Le directeur général de Marseille-Provence 2013 revient aussi sur le caractère innovant de l’année Capitale. « C’est un événement atypique qui a offert la possibilité d’accompagner des disciplines moins prisées par les politiques publiques ou de nouveaux champs », observe-t-il, en citant notamment le sentier randonnée ou l’initiative « Yes, we camp » dans le cadre du « off ». Et d’estimer qu’« il est important de maintenir cet aspect particulier, maltraité par les politiques publiques en cette période de crise ».
Jean-François Chougnet pointe un autre élément qu’à ses yeux « les politiques classiques ne sont pas forcément capables d’assumer : la logique d’échanges entre espaces méditerranéens ». « Marseille-Provence 2013 a offert la liberté de travailler directement avec les créateurs, notamment au sein des Ateliers de l’Euroméditerranée, alors que les politiques publiques ont plus de mal. Ce sont des choses qui ne sont pas allés au bout de leur potentialité », souligne-t-il.

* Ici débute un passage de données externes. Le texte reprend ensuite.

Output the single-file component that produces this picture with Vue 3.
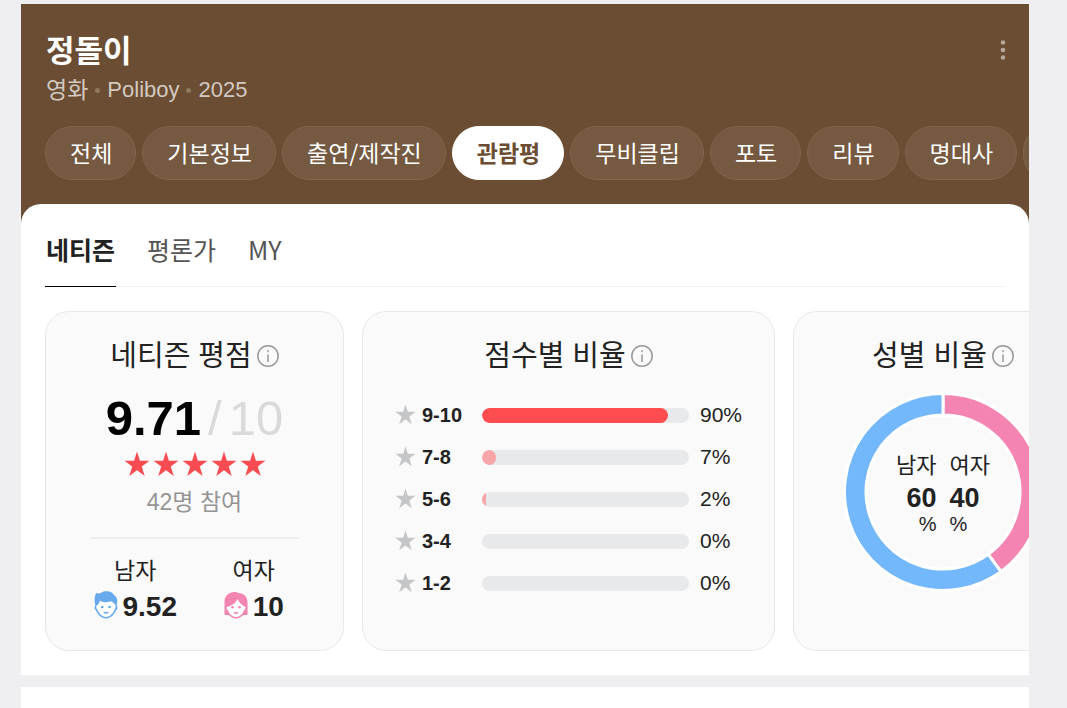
<template>
  <div class="page">
    <header class="header">
      <div class="title-row">
        <h1 class="title">정돌이</h1>
        <button class="more" type="button" aria-label="더보기">
          <svg width="6" height="22" viewBox="0 0 6 22">
            <circle v-for="y in [3.5, 11, 18.5]" :key="y" cx="3" :cy="y" r="2.3" />
          </svg>
        </button>
      </div>
      <div class="sub">
        <span class="sub-kind">영화</span>
        <i class="dot"></i>
        <span>Poliboy</span>
        <i class="dot"></i>
        <span>2025</span>
      </div>
      <nav class="chips">
        <a
          v-for="menu in menus"
          :key="menu"
          href="#"
          class="chip"
          :class="{ active: menu === activeMenu }"
          @click.prevent="activeMenu = menu"
          >{{ menu }}</a
        >
        <a href="#" class="chip" aria-label="더보기" @click.prevent></a>
      </nav>
    </header>

    <main class="panel">
      <div class="tabs">
        <button
          v-for="tab in tabs"
          :key="tab"
          type="button"
          class="tab"
          :class="{ active: tab === activeTab }"
          @click="activeTab = tab"
        >
          {{ tab }}
        </button>
      </div>

      <div class="cards">
        <!-- 네티즌 평점 -->
        <section class="card card-score">
          <h2 class="card-title">
            네티즌 평점
            <svg class="info" viewBox="0 0 22 22">
              <circle cx="11" cy="11" r="10.2" />
              <path d="M11 9.500v7.500M11 5.200v2" />
            </svg>
          </h2>
          <p class="score"><b>9.71</b><span>/</span><span>10</span></p>
          <div class="stars">
            <svg v-for="n in 5" :key="n" viewBox="0 0 26 26">
              <path :d="starPath" />
            </svg>
          </div>
          <p class="joined">42명 참여</p>
          <div class="genders">
            <div class="gender">
              <span class="gender-name">남자</span>
              <span class="gender-value">
                <svg class="face male" viewBox="0 0 24 28">
                  <path
                    class="fill"
                    d="M2.500 2C4.500 2.800 6 2.500 7.500 1.500 10 0 14.500 0 17 1.300 18.500 2 19.500 3 20 4.300 23.500 6 24 10.500 22.600 14 24 16 23.500 18.500 22 19.500 20 24.500 15.500 27.500 12 27.500S4 24.500 2 19.500C.5 18.500 0 16 1.400 14 .3 11 0 5 2.500 2Z"
                  />
                  <path
                    class="skin"
                    d="M5.800 9.500C8.500 11.800 13 11.500 17 10.300 18.500 11.500 20.500 12 21.500 14.500 22 16.500 21 17.800 20.600 18.500 19 23.300 15 26 12 26S5 23.300 3.400 18.500C2.300 17.500 2 16 2.600 14.500 4.500 13.500 5.500 12 5.800 9.500Z"
                  />
                  <circle class="fill" cx="8.200" cy="16" r="1.300" />
                  <circle class="fill" cx="15.500" cy="16" r="1.300" />
                  <path class="mouth" d="M9.700 21Q12 23 14.300 21" />
                </svg>
                <b>9.52</b>
              </span>
            </div>
            <div class="gender">
              <span class="gender-name">여자</span>
              <span class="gender-value">
                <svg class="face female" viewBox="0 0 24 28">
                  <path
                    class="fill"
                    d="M.5 24V10.500C.5 5 5 1 10.500 1 12.500 1 13.500 1.500 14.300 2 20 2 23.500 6 23.500 11V24H19C17 26.200 14.500 27.500 12 27.500S7 26.200 5 24Z"
                  />
                  <path
                    class="skin"
                    d="M13.500 8C15 11.500 18 14.300 21.500 16 21.500 18 20.800 19 19.800 19.500 18.500 23.500 15 26 12 26S5.500 23.500 4.200 19.500C3.200 19 2.500 18 2.500 16 7.500 15 11.800 12 13.500 8Z"
                  />
                  <circle class="fill" cx="8.500" cy="16.300" r="1.300" />
                  <circle class="fill" cx="15.500" cy="16.300" r="1.300" />
                  <path class="mouth" d="M9.700 21.300Q12 23.300 14.300 21.300" />
                </svg>
                <b>10</b>
              </span>
            </div>
          </div>
        </section>

        <!-- 점수별 비율 -->
        <section class="card card-rate">
          <h2 class="card-title">
            점수별 비율
            <svg class="info" viewBox="0 0 22 22">
              <circle cx="11" cy="11" r="10.2" />
              <path d="M11 9.500v7.500M11 5.200v2" />
            </svg>
          </h2>
          <ul class="rates">
            <li v-for="rate in rates" :key="rate.label" class="rate">
              <svg class="rate-star" viewBox="0 0 26 26"><path :d="starPath" /></svg>
              <b class="rate-label">{{ rate.label }}</b>
              <span class="track">
                <span
                  class="bar"
                  :class="{ top: rate.percent === maxPercent }"
                  :style="{ width: rate.percent + '%' }"
                ></span>
              </span>
              <span class="rate-percent">{{ rate.percent }}%</span>
            </li>
          </ul>
        </section>

        <!-- 성별 비율 -->
        <section class="card card-gender">
          <h2 class="card-title">
            성별 비율
            <svg class="info" viewBox="0 0 22 22">
              <circle cx="11" cy="11" r="10.2" />
              <path d="M11 9.500v7.500M11 5.200v2" />
            </svg>
          </h2>
          <div class="donut">
            <svg class="ring" viewBox="0 0 200 200">
              <path class="arc female" :d="arcPath(0, 40)" />
              <path class="arc male" :d="arcPath(40, 100)" />
            </svg>
            <dl class="donut-text">
              <div class="donut-col left">
                <dt>남자</dt>
                <dd><b>60</b><span>%</span></dd>
              </div>
              <div class="donut-col">
                <dt>여자</dt>
                <dd><b>40</b><span>%</span></dd>
              </div>
            </dl>
          </div>
        </section>
      </div>
    </main>

    <section class="next"></section>
  </div>
</template>

<script setup>
import { computed, ref } from "vue";

const menus = [
  "전체",
  "기본정보",
  "출연/제작진",
  "관람평",
  "무비클립",
  "포토",
  "리뷰",
  "명대사",
];
const activeMenu = ref("관람평");

const tabs = ["네티즌", "평론가", "MY"];
const activeTab = ref("네티즌");

const rates = [
  { label: "9-10", percent: 90 },
  { label: "7-8", percent: 7 },
  { label: "5-6", percent: 2 },
  { label: "3-4", percent: 0 },
  { label: "1-2", percent: 0 },
];
const maxPercent = computed(() => Math.max(...rates.map((rate) => rate.percent)));

const starPath =
  "M13 0.500L15.900 9.700H25.500L17.800 15.400L20.700 25L13 19.200L5.300 25L8.200 15.400L0.500 9.700H10.100Z";

// 도넛 차트 조각 (from, to: 퍼센트)
const arcPath = (from, to) => {
  const point = (percent, radius) => {
    const angle = (percent / 100) * Math.PI * 2;
    const x = 100 + radius * Math.sin(angle);
    const y = 100 - radius * Math.cos(angle);
    return `${x.toFixed(2)} ${y.toFixed(2)}`;
  };
  const outer = 98.5;
  const inner = 77;
  const large = to - from > 50 ? 1 : 0;
  return [
    `M${point(from, outer)}`,
    `A${outer} ${outer} 0 ${large} 1 ${point(to, outer)}`,
    `L${point(to, inner)}`,
    `A${inner} ${inner} 0 ${large} 0 ${point(from, inner)}Z`,
  ].join("");
};
</script>

<style>
body {
  background: #efeff1;
}
</style>

<style scoped>
.page {
  box-sizing: border-box;
  display: flex;
  flex-direction: column;
  min-height: 100vh;
  padding: 4px 38px 0 21px;
  color: #222;
  font-family: "Liberation Sans", "Noto Sans CJK KR", sans-serif;
}

h1,
h2,
p,
ul,
dl,
dd {
  margin: 0;
  padding: 0;
}

button {
  padding: 0;
  border: 0;
  background: none;
  font-family: inherit;
  cursor: pointer;
}

/* 상단 */
.header {
  padding: 28px 0 44px;
  background: #6a4d32;
}

.title-row {
  display: flex;
  align-items: center;
  justify-content: space-between;
  padding: 0 23px 0 25px;
}

.title {
  color: #fff;
  font-size: 31px;
  font-weight: 700;
  line-height: 40px;
}

.more {
  padding-bottom: 4px;
}

.more svg {
  display: block;
  fill: #b5a699;
}

.sub {
  display: flex;
  align-items: center;
  gap: 7px;
  padding: 0 25px;
  color: #d2c9c1;
  font-size: 22px;
  line-height: 36px;
}

.sub-kind {
  font-size: 23px;
}

.dot {
  width: 5px;
  height: 5px;
  border-radius: 50%;
  background: #8f7861;
}

.chips {
  display: flex;
  gap: 6px;
  margin-top: 18px;
  padding: 0 24px;
  overflow-x: auto;
  scrollbar-width: none;
}

.chip {
  flex: none;
  padding: 0 23px 2px 24px;
  border: 1px solid #7e654d;
  border-radius: 27px;
  background: #755a41;
  color: #fff;
  font-family: "Noto Sans CJK KR", sans-serif;
  font-size: 23px;
  line-height: 50px;
  text-decoration: none;
}

.chip.active {
  border-color: #fff;
  background: #fff;
  color: #6a4d32;
  font-weight: 700;
}

/* 본문 */
.panel {
  margin-top: -20px;
  padding-bottom: 24px;
  border-radius: 20px 20px 0 0;
  background: #fff;
}

.tabs {
  display: flex;
  gap: 30px;
  margin: 0 24px;
  padding-top: 10px;
  border-bottom: 1px solid #efefef;
}

.tab {
  margin-bottom: -1px;
  padding: 0 1px 2px;
  border-bottom: 1px solid transparent;
  color: #555;
  font-family: "Noto Sans CJK KR", sans-serif;
  font-size: 25px;
  line-height: 70px;
}

.tab.active {
  border-bottom-color: #000;
  color: #222;
  font-weight: 700;
}

.cards {
  display: flex;
  gap: 18px;
  margin-top: 24px;
  padding: 0 24px;
  overflow-x: auto;
  scrollbar-width: none;
}

.card {
  box-sizing: border-box;
  flex: none;
  min-height: 340px;
  padding: 24px 30px 20px;
  border: 1px solid #e8e8e8;
  border-radius: 24px;
  background: #fafafa;
}

.card-title {
  display: flex;
  align-items: center;
  justify-content: center;
  gap: 5px;
  font-size: 29px;
  font-weight: 400;
  line-height: 40px;
}

.info {
  width: 22px;
  height: 22px;
  fill: none;
  stroke: #999;
  stroke-width: 1.5;
}

.card-score {
  width: 299px;
}

.score {
  display: flex;
  justify-content: center;
  gap: 7px;
  margin-top: 17px;
  color: #d9dadb;
  font-size: 49px;
  line-height: 50px;
}

.score b {
  color: #000;
}

.stars {
  display: flex;
  justify-content: center;
  gap: 3px;
  margin-top: 8px;
}

.stars svg {
  width: 26px;
  height: 26px;
  fill: #f94c52;
}

.joined {
  margin-top: 10px;
  color: #949494;
  font-size: 23px;
  line-height: 30px;
  text-align: center;
}

.joined::after {
  content: "";
  display: block;
  height: 2px;
  margin: 20px 14px 0;
  background: #eee;
}

.genders {
  display: grid;
  grid-template-columns: 1fr 1fr;
  margin-top: 17px;
}

.gender {
  display: flex;
  flex-direction: column;
  align-items: center;
}

.gender-name {
  font-size: 23px;
  line-height: 30px;
}

.gender-value {
  display: flex;
  align-items: center;
  gap: 5px;
  font-size: 28px;
  line-height: 42px;
}

.face {
  width: 24px;
  height: 28px;
  margin-bottom: 4px;
}

.face.male {
  color: #66a9ec;
}

.face.female {
  color: #f485b1;
}

.face .fill {
  fill: currentColor;
}

.face .skin {
  fill: #fff;
}

.face .mouth {
  fill: none;
  stroke: currentColor;
  stroke-width: 1.3;
}

/* 점수별 막대 */
.card-rate {
  width: 413px;
}

.rates {
  margin-top: 18px;
  list-style: none;
}

.rate {
  display: flex;
  align-items: center;
  height: 42px;
  padding: 0 1px 0 2px;
  font-size: 21px;
}

.rate-star {
  width: 21px;
  height: 21px;
  margin: 0 6px 2px 0;
  fill: #c5c6c8;
}

.rate-label {
  width: 60px;
  font-size: 20px;
}

.track {
  flex: 1;
  height: 15px;
  border-radius: 8px;
  background: #e8e9eb;
  overflow: hidden;
}

.bar {
  display: block;
  height: 100%;
  border-radius: 8px;
  background: #f8a5a9;
}

.bar.top {
  background: #ff4c4e;
}

.rate-percent {
  width: 43px;
  margin-left: 11px;
}

/* 성별 도넛 */
.card-gender {
  width: 300px;
}

.donut {
  display: grid;
  place-items: center;
  margin-top: 16px;
}

.ring,
.donut-text {
  grid-area: 1 / 1;
}

.ring {
  width: 200px;
  height: 200px;
}

.arc {
  stroke: #fff;
  stroke-width: 3;
}

.arc.male {
  fill: #73b7fc;
}

.arc.female {
  fill: #f484b1;
}

.donut-text {
  display: flex;
  gap: 13px;
}

.donut-col dt {
  font-size: 22px;
  line-height: 34px;
}

.donut-col dd {
  display: flex;
  flex-direction: column;
}

.donut-col.left dd {
  align-items: flex-end;
}

.donut-col b {
  font-size: 27px;
  line-height: 30px;
}

.donut-col span {
  font-size: 20px;
  line-height: 22px;
}

.next {
  flex: 1;
  margin-top: 12px;
  background: #fff;
}
</style>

Le directeur général de MP 2013 rappelle enfin qu’au cours de l’événement Capitale, « on a essayé de travailler de manière novatrice sur l’espace public ». « On sait faire de l’animation, du rassemblement, mais là, on a découvert la possibilité de travailler sur un potentiel de création sur l’espace public. Cela fait aussi partie d’un héritage », explique Jean-François Chougnet. Il ne manque pas d’ailleurs de noter que c’est aux collectivités et au milieu économique, qui a représenté « 20% du financement, une première pour une Capitale européenne de la Culture », qu’il appartient en tout premier lieu de faire vivre cet héritage.
Et de conclure en relevant que « les créateurs ne savent plus ce qu’est une logique disciplinaire ». « Les danseurs font de la musique, les écrivains font des performances. C’est aussi un outil qu’une Capitale européenne de la Culture doit faire émerger », estime Jean-François Chougnet.